2 PRELIMINARY MATTERS
2.1 Anzon is a public company registered in New South Wales and is a company limited by shares.
2.2 As at 29 July 2008:
(a) 104,540,683 Anzon Ordinary Shares and 8,050,000 Anzon Options were on issue; and(b) Anzon Convertible Notes with principal amounts of [sterling]20 million were outstanding.
2.3 ROC is a company registered in New South Wales and is a company limited by shares.
2.4 If the Scheme becomes Effective:
(a) in consideration for the transfer of each Scheme Share to ROC (or the Nominee), Anzon will procure ROC to provide the Scheme Consideration in accordance with the Scheme; and(b) all the Scheme Shares, and all the rights and entitlements attaching to them as at the Implementation Date, will be transferred to ROC (or the Nominee) and Anzon will enter the name of ROC (or the Nominee) in the Register in respect of the Scheme Shares.
2.5 Anzon and ROC have agreed, by executing the Merger Implementation Deed, to implement the Scheme.
2.6 ROC has executed the Deed Poll, pursuant to which it has covenanted to perform its obligations under this Scheme, including the obligations to:
(a) provide or procure the provision of the Scheme Consideration to the Scheme Shareholders, except as provided in clause 2.6(2); and(b) distribute the net proceeds of sale under the Sale Facility of the New ROC Shares to which Ineligible Foreign Shareholders would otherwise have become entitled under the Scheme, received from the Sale Facility Agent to those Ineligible Foreign Shareholder (calculated on an averaged basis so that all Ineligible Foreign Shareholders receive the same price per New ROC Share, subject to rounding down to the nearest whole cent) after deduction of any selling costs, taxes and charges.
2.7 The Sale Facility Agent is appointed by ROC as contemplated in clause 5 to sell as principal the New ROC Shares to which Ineligible Foreign Shareholders would otherwise have become entitled under the Scheme and remit the proceeds of sale to ROC (after the deduction of any applicable selling costs, taxes and charges) in accordance with the Scheme, which ROC will hold on trust for each Ineligible Foreign Shareholder.
3. Conditions to the Scheme
3.1 The Scheme is conditional on:
(a) all the conditions in clause 3.1 of the Merger Implementation Deed required to be satisfied or waived by the Conditions Date having been satisfied or (other than the conditions precedent which cannot be waived by either party to the Merger Implementation Deed) waived in accordance with the terms of the Merger Implementation Deed by the Conditions Date;(b) approval of the Scheme by the Court pursuant to section 411(4)(b) of the Corporations Act; and
(c) the Merger Implementation Deed not having been terminated by either party to that agreement before the Conditions Date.

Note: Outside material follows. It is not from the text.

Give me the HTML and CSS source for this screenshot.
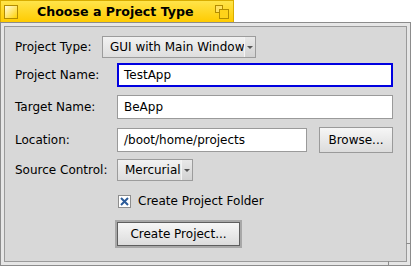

3.2 The satisfaction of the conditions precedent in clause 3.1 is a condition precedent to the operation of clauses 4.2, 5.1, 5.3, 5.6 and 5.7.
3.3 The Scheme will lapse and be of no further force or effect if the Effective Date does not occur on or before the End Date or any later date Anzon and ROC agree.
4 Transfer of Scheme Shares
4.1 Lodgement of Court orders
Anzon will lodge with ASIC office copies of the court orders under section 411 of the Corporations Act approving the Scheme by 5.00pm on the first Business Day after the day on which the Court approves the Scheme.
4.2 Transfer of Scheme Shares
On the Implementation Date, subject to provision by ROC of the Scheme Consideration in the manner contemplated by clause 5:
(a) all of the Scheme Shares, together with all rights and entitlements attaching to them as at the Implementation date, will be transferred to ROC (or the Nominee) without the need for any further act by any Scheme Shareholder (other than acts performed by Anzon as attorney and agent for Scheme Shareholders under clause 9) by:
(i) Anzon delivering to ROC (or the Nominee) the Scheme Transfer to transfer all Scheme Shares to ROC (or the Nominee), without the need for any further act by any Scheme Shareholders; and(ii) ROC (or the Nominee) duly executing the Scheme Transfer, attending to the stamping of the Scheme Transfer (if required) and delivering it to Anzon for registration; and
(b) immediately after receipt of the Scheme Transfer, Anzon will enter the name of ROC (or the Nominee) in the Register in respect of the Scheme Shares subject to the Scheme Transfer; and(c) the transfer of Scheme Shares will be deemed to be effective on the Implementation Date.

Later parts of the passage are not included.